One of the courses was short and technical, with one obstacle stacked on top of the next one so as soon as you finished the first section of large ruts with the new Renegade, you were right into a rocky decline that was serious enough to pull tires off of the ground as you headed over the mini boulders. Right at the end of that rocky hill was a water pool deep enough to bury the front fascia of the new small Jeep - but the Renegade barely batted an eye at the little pond. The rest of that short course include more alternating mounds of dirt, another water hazard, several more paths of large, uneven rocks and a final climb up a steep hill that started with dirt-covered logs and ended up with rocks big enough to hang the Renegade up if you didn't approach the hill correctly.

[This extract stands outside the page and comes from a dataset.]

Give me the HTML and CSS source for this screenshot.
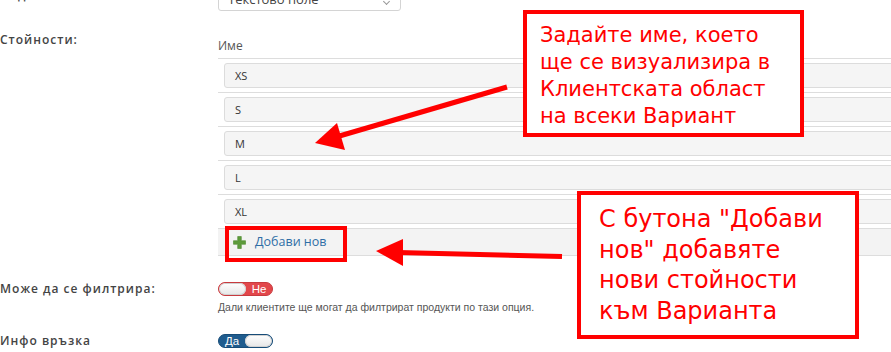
FILE: index.html
```html
<!DOCTYPE html>
<html lang="bg">
<head>
<meta charset="utf-8">
<title>Стойности</title>
<link rel="stylesheet" href="styles.css">
</head>
<body>
<div class="page">
  <div class="form">
    <div class="row row-type">
      <div class="label label-type">Вид:</div>
      <div class="field">
        <div class="select">Текстово поле<span class="caret"></span></div>
      </div>
    </div>

    <div class="row row-values">
      <div class="label">Стойности:</div>
      <div class="field">
        <div class="values">
          <div class="values-head">Име</div>
          <div class="value-row"><div class="value-input">XS</div></div>
          <div class="value-row"><div class="value-input">S</div></div>
          <div class="value-row"><div class="value-input">M</div></div>
          <div class="value-row"><div class="value-input">L</div></div>
          <div class="value-row"><div class="value-input">XL</div></div>
          <div class="add-row">
            <a class="add-btn">
              <svg class="plus" width="13" height="13" viewBox="0 0 13 13"><path d="M4.7 0.5h3.6v4.2h4.2v3.6h-4.2v4.2h-3.6v-4.2h-4.2v-3.6h4.2z" fill="#5d9b3b" stroke="#4c8a2e" stroke-width="0.6" stroke-linejoin="round"/></svg>
              <span>Добави нов</span>
            </a>
          </div>
        </div>
      </div>
    </div>

    <div class="row row-filter">
      <div class="label label-small">Може да се филтрира:</div>
      <div class="field">
        <div class="toggle toggle-off"><span class="knob"></span><span class="toggle-text">Не</span></div>
        <div class="help">Дали клиентите ще могат да филтрират продукти по тази опция.</div>
      </div>
    </div>

    <div class="row row-info">
      <div class="label label-small">Инфо връзка</div>
      <div class="field">
        <div class="toggle toggle-on"><span class="toggle-text">Да</span><span class="knob"></span></div>
      </div>
    </div>
  </div>

  <div class="note note-name">Задайте име, което<br>ще се визуализира в<br>Клиентската област<br>на всеки Вариант</div>
  <div class="note note-add">С бутона "Добави<br>нов" добавяте<br>нови стойности<br>към Варианта</div>
  <div class="highlight"></div>
  <svg class="arrows" width="891" height="352" viewBox="0 0 891 352">
    <line x1="507" y1="87" x2="336" y2="137" stroke="#ff0000" stroke-width="5"/>
    <polygon points="315,143 337,123 345,150" fill="#ff0000"/>
    <line x1="562" y1="256.5" x2="398" y2="252.5" stroke="#ff0000" stroke-width="5"/>
    <polygon points="376,251 403,239 403,266" fill="#ff0000"/>
  </svg>
</div>
</body>
</html>
```
FILE: styles.css
```css
html, body {
  margin: 0;
  padding: 0;
  background: #ffffff;
}
body {
  width: 891px;
  height: 352px;
  overflow: hidden;
  font-family: "Open Sans", "Liberation Sans", sans-serif;
  color: #333;
}
.page {
  position: relative;
  width: 891px;
  height: 352px;
  overflow: hidden;
}
.form {
  margin-top: -20px;
}
.row {
  display: flex;
}
.label {
  width: 218px;
  flex: none;
  font-size: 12px;
  font-weight: 600;
  letter-spacing: 1px;
  color: #444;
  line-height: 20px;
}
.label-type {
  line-height: 30px;
  height: 31px;
}
.label-small {
  line-height: 14px;
}
.field {
  flex: 1;
  min-width: 0;
}
.select {
  position: relative;
  width: 183px;
  height: 31px;
  box-sizing: border-box;
  border: 1px solid #d4d4d4;
  border-radius: 3px;
  padding-left: 9px;
  font-size: 13px;
  line-height: 36px;
  color: #444;
  overflow: hidden;
}
.caret {
  position: absolute;
  right: 11px;
  top: 18px;
  width: 4px;
  height: 4px;
  border-right: 1px solid #999;
  border-bottom: 1px solid #999;
  transform: rotate(45deg);
}
.row-values {
  margin-top: 19px;
}
.values {
  width: 700px;
}
.values-head {
  padding: 8px 0 5px 0;
  line-height: 15px;
  font-size: 12px;
  color: #555;
  border-bottom: 1px solid #dddddd;
}
.value-row {
  padding: 4px 0 4px 6px;
  border-bottom: 1px solid #dddddd;
}
.value-input {
  height: 25px;
  box-sizing: border-box;
  border: 1px solid #dcdcdc;
  border-radius: 3px;
  background: #f5f5f5;
  padding-left: 10px;
  font-size: 11px;
  line-height: 23px;
  color: #333;
}
.add-row {
  height: 26px;
  background: #f3f3f3;
  border-bottom: 1px solid #dddddd;
  display: flex;
  align-items: center;
  padding-left: 15px;
}
.add-btn {
  display: flex;
  align-items: center;
  gap: 9px;
  color: #2f6ea6;
  font-size: 12.5px;
  line-height: 16px;
}
.plus {
  display: block;
}
.row-filter {
  margin-top: 26px;
}
.row-info {
  margin-top: 20px;
}
.toggle {
  display: flex;
  width: 55px;
  height: 14px;
  box-sizing: border-box;
  border-radius: 7px;
  overflow: hidden;
  font-family: "Liberation Sans", sans-serif;
  font-size: 11.5px;
  color: #fff;
  line-height: 12px;
}
.toggle-off {
  background: #e2474b;
  border: 1px solid #c83a3e;
}
.toggle-on {
  background: #1f5c8e;
  border: 1px solid #174c78;
}
.knob {
  width: 27px;
  height: 12px;
  border-radius: 6px;
  background: linear-gradient(#ffffff, #e6e6e6);
  box-shadow: inset 0 0 0 1px #d0d0d0;
  flex: none;
}
.toggle-text {
  flex: 1;
  text-align: center;
}
.help {
  margin-top: 4px;
  font-family: "Liberation Sans", sans-serif;
  font-size: 10.5px;
  line-height: 14px;
  color: #555;
}
.note {
  position: absolute;
  background: #fff;
  border: 4px solid #ff0000;
  box-sizing: border-box;
  color: #ff0000;
  font-family: "DejaVu Sans", sans-serif;
}
.note-name {
  left: 523px;
  top: 10px;
  width: 281px;
  height: 127px;
  padding: 8px 0 0 13px;
  font-size: 21px;
  line-height: 27px;
}
.note-add {
  left: 577px;
  top: 191px;
  width: 282px;
  height: 148px;
  padding: 9px 0 0 18px;
  font-size: 24px;
  line-height: 30.6px;
}
.highlight {
  position: absolute;
  left: 225px;
  top: 226px;
  width: 122px;
  height: 36px;
  box-sizing: border-box;
  border: 4px solid #ff0000;
}
.arrows {
  position: absolute;
  left: 0;
  top: 0;
  pointer-events: none;
}
```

Thanks to the adjustable 4x4 drive modes of the Jeep Renegade that were set to "Rock" and a suspension setup that gives the Renegade the most ground clearance in the segment, this small Jeep had no problems getting through the tight course - even when a less than ideal line was chosen.

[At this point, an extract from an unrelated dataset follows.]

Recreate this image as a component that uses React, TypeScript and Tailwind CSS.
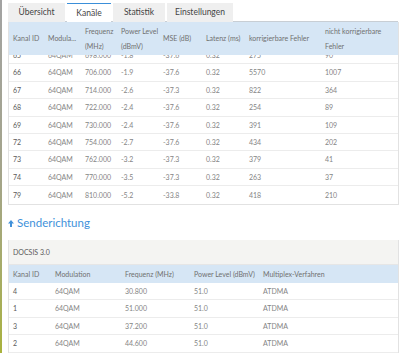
import React from "react";

const down = [
  ["65", "64QAM", "698.000", "-1.8", "-37.6", "0.32", "275", "90"],
  ["66", "64QAM", "706.000", "-1.9", "-37.6", "0.32", "5570", "1007"],
  ["67", "64QAM", "714.000", "-2.6", "-37.3", "0.32", "822", "364"],
  ["68", "64QAM", "722.000", "-2.4", "-37.6", "0.32", "254", "89"],
  ["69", "64QAM", "730.000", "-2.4", "-37.6", "0.32", "391", "109"],
  ["72", "64QAM", "754.000", "-2.7", "-37.6", "0.32", "434", "202"],
  ["73", "64QAM", "762.000", "-3.2", "-37.3", "0.32", "379", "41"],
  ["74", "64QAM", "770.000", "-3.5", "-37.3", "0.32", "263", "37"],
  ["79", "64QAM", "810.000", "-5.2", "-33.8", "0.32", "418", "210"],
];

const up = [
  ["4", "64QAM", "30.800", "51.0", "ATDMA"],
  ["1", "64QAM", "51.000", "51.0", "ATDMA"],
  ["3", "64QAM", "37.200", "51.0", "ATDMA"],
  ["2", "64QAM", "44.600", "51.0", "ATDMA"],
];

const downCols = "grid grid-cols-[35px_37px_36px_42px_43px_43px_76px_1fr]";
const upCols = "grid grid-cols-[42px_70px_69px_69px_1fr]";

function Tab({ label, active }: { label: string; active?: boolean }) {
  return (
    <div
      className={`h-[19px] flex items-center justify-center text-[8.5px] text-[#444] ${
        active ? "bg-white border-t border-[#3b8fd9]" : "bg-[#efefef]"
      }`}
    >
      {label}
    </div>
  );
}

export default function App() {
  return (
    <div
      className="w-[400px] h-[353px] overflow-hidden bg-white flex"
      style={{ fontFamily: "Lato, 'Open Sans', sans-serif" }}
    >
      {/* page edge */}
      <div className="w-[2px] shrink-0 bg-gradient-to-b from-[#a3a3a3] via-[#a4a48a] to-[#a9b23c]" />

      <div className="flex-1 pl-[6px] pr-[1px]">
        {/* Tabs */}
        <div className="pt-[3px] flex gap-[2px]">
          <div className="w-[57px]"><Tab label="Übersicht" /></div>
          <div className="w-[44px]"><Tab label="Kanäle" active /></div>
          <div className="w-[52px]"><Tab label="Statistik" /></div>
          <div className="w-[66px]"><Tab label="Einstellungen" /></div>
        </div>

        {/* Downstream table */}
        <div className="border-x border-b border-[#e2e2e2] text-[7px]">
          <div className={`${downCols} h-[33px] bg-[#d6e6f5] text-[#707070] items-center shadow-[0_-1px_0_#c8ced4]`}>
            <div className="pl-[4px]">Kanal ID</div>
            <div className="pl-[4px]">Modula...</div>
            <div className="pl-[4px] leading-[15px]">Frequenz<br />(MHz)</div>
            <div className="pl-[4px] leading-[15px]">Power Level<br />(dBmV)</div>
            <div className="pl-[4px]">MSE (dB)</div>
            <div className="pl-[4px]">Latenz (ms)</div>
            <div className="pl-[4px]">korrigierbare Fehler</div>
            <div className="pl-[4px] leading-[15px]">nicht korrigierbare<br />Fehler</div>
          </div>
          <div className="h-[149px] overflow-hidden">
            <div className="-mt-[8px]">
              {down.map((r, i) => (
                <div
                  key={r[0]}
                  className={`${downCols} h-[17.4px] items-center text-[#858585] ${
                    i < down.length - 1 ? "border-b border-[#ececec]" : ""
                  }`}
                >
                  {r.map((c, j) => (
                    <div key={j} className={`pl-[4px] ${j === 0 ? "text-[#5a5a5a]" : ""}`}>
                      {c}
                    </div>
                  ))}
                </div>
              ))}
            </div>
          </div>
        </div>

        {/* Upstream */}
        <div className="h-[35px] flex items-center gap-[3px] text-[#4191da]">
          <svg width="6" height="7" viewBox="0 0 6 7" className="mt-[1px]">
            <path d="M3 0 L6 3.5 H4 V7 H2 V3.5 H0 Z" fill="#4191da" />
          </svg>
          <span className="text-[11.5px]">Senderichtung</span>
        </div>

        <div className="border-x border-[#e2e2e2] text-[7px]">
          <div className="h-[25px] bg-[#f4f4f2] flex items-center pl-[4px] text-[#5a5a5a] border-b border-[#e6e6e6]">
            DOCSIS 3.0
          </div>
          <div className={`${upCols} h-[18px] bg-[#d6e6f5] text-[#707070] items-center`}>
            <div className="pl-[4px]">Kanal ID</div>
            <div className="pl-[4px]">Modulation</div>
            <div className="pl-[4px]">Frequenz (MHz)</div>
            <div className="pl-[4px]">Power Level (dBmV)</div>
            <div className="pl-[4px]">Multiplex-Verfahren</div>
          </div>
          {up.map((r) => (
            <div
              key={r[0]}
              className={`${upCols} h-[17.4px] items-center text-[#858585] border-b border-[#ececec]`}
            >
              {r.map((c, j) => (
                <div key={j} className={`pl-[4px] ${j === 0 ? "text-[#5a5a5a]" : ""}`}>
                  {c}
                </div>
              ))}
            </div>
          ))}
        </div>
      </div>
    </div>
  );
}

The second course was much longer and much dryer, with more rutted roads, logs and large rocks found on the path that lead us to the high point of the park - at which point we found ourselves staring down a massively steep grade that was comprised of loose sand and dirt. After making very short work of the rock and rut obstacles, we hit the daunting monster of a downhill slope, at which point we got to experience the function of the downhill descent system.
Once activated, this system allowed the Renegade to safely creep down the huge, loosely footed hill with ease. In fact, my test vehicle was getting down the hill so smoothly that at one point, I tapped the gas, which allows the descent system to allow the vehicle to move slightly quicker, but in a way that prevents it from sliding out of control.
In every case, the 2015 Renegade Trailhawk performed beautifully and again, while I understand that most Renegade owners will never go anywhere near off-road courses like this, the option is there for those who do want to tackle some serious trails. More importantly, this ability to cross deep water and attack poor footing off-road will translate to good on-road capabilities in the worst conditions.
In addition to riding well on-road and handling treacherous off-road conditions in stride, the 2015 Jeep Renegade has a big, roomy interior that looks good and is comfortable.
We had a chance to compare the Renegade to the Buick Encore and the Nissan Juke, both of which had far less space in the back seat; the new Jeep has enough space to comfortably seat a pair of adults while the other two little SUVs were much tighter. The front seats of the Renegade are plush, comfortable, and plenty of space in every direction while the rear cargo area is big enough to hold the removable roof panels and still hold some larger cargo.
Speaking of the removable roof panels, the 2015 Jeep Renegade has an innovative roof system that is so perfectly Jeep that I'm surprised that we haven't seen it on past vehicles. Both the sunroof-sized front panel and the larger rear panel pop out with a special key, then lift off and stow away in the rear cargo area in an underfloor area that allows you to still use your whole cargo area. This provides an open air feeling that you cannot get from even the best sunroof design, and I absolutely love it.
I finished my day with a long highway drive in the Renegade Trailhawk that confirmed that not only will this new Jeep conquer the rough paths of an ORV park, but it will also serve as a comfortable daily driver. The Trailhawk ride is slightly stiffer than that of the Latitude package, but the difference is negligible when you consider the off-road readiness of the premium package.
Other than being comfortable and roomy, the cabin of the 2015 Renegade is sporty, with the Trailhawk package coming with an adjustable driver information center between the large analog gauges and a small standard touch screen that controls the sound system and hands free phone system while the HVAC system is controlled by an old school, easy to use layout of knobs and buttons. The interior looks sporty and high tech, even with the smaller standard touch screen radio and the cloth seats.
The 2015 Jeep Renegade in both Latitude and Trailhawk forms are strong options for someone who plans to spend most of their time on-road; both of these new, small Jeeps are good on loose unpaved roads. Those who really plan to tackle the trails will most certainly want to opt for the Trailhawk package, the only one to have skid plates (along with Jeep-like ground clearance and approach, departure, and breakover angles), but the AWD Latitude models will more than satisfy the needs of the average driver.
Having driven the Buick Encore and the Nissan Juke, I can definitively say that the new Jeep Renegade rides better on-road, handles off-road conditions far better, and has more interior space from front to back. This new Jeep should go a long way in helping the sales of the Trail Rated brand continue to grow thanks to a beautiful mix of comfort and capabilities - all with a price that is thousands less than the competition.
In short, the 2015 Jeep Renegade is a perfect representation of what Jeep can do to make a small SUV that can serve as a great daily driver and a near-unstoppable weekend warrior. It is a home run, plain and simple.